Nov 01, 2012 Sean Albert
The Wharton School of the University of Pennsylvania recently explained the growing value in prepaid cards and other financial services. According to the report, the unbanked and underbanked populations in the United States comprise a massive potential pot of new clients for every business and financial institution, as the Federal Deposit Insurance Corporation estimates 34 million households fall into the category. While only one out of every 12 households is considered completely unbanked, an ever-growing number of families can be easily reached through traditional and new channels.
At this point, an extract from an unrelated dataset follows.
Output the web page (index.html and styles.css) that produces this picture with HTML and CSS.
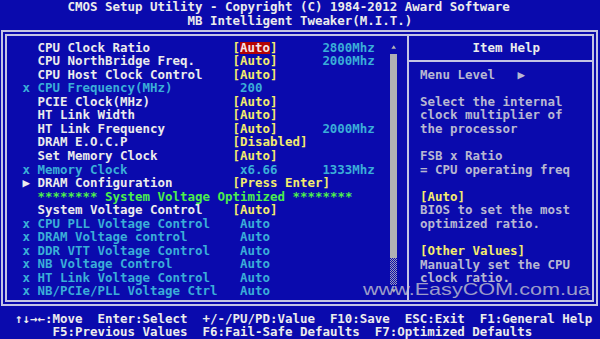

The Wharton School explained that banks are now increasing efforts to launch prepaid card programs in higher numbers than ever before, as this has been viewed as the most profitable product in the current alternative financial services landscape. Small loans, including those made by short term lenders, have also been increasingly popular, though the source explained that many providers of these finances have difficulty turning a profit and underwriting. However, through the use of proven practices, banks and businesses can better mitigate the risks associated with short-term lending and capitalize on the gigantic pool of potential borrowers. Prepaid as paramount
The Wharton School added a note regarding the prevalence and reasons for success of the prepaid card market. "Credit is much more complicated in this space. If you can't get a credit card, then your only options are short term or pawnshop loans, and both are very expensive," Rob Levy of the Center for Financial Services Innovation told the school. "Frankly, there is no credit parallel to prepaid cards." In the coming years, many experts believe that prepaid cards will become the preferred credit method of customers and businesses.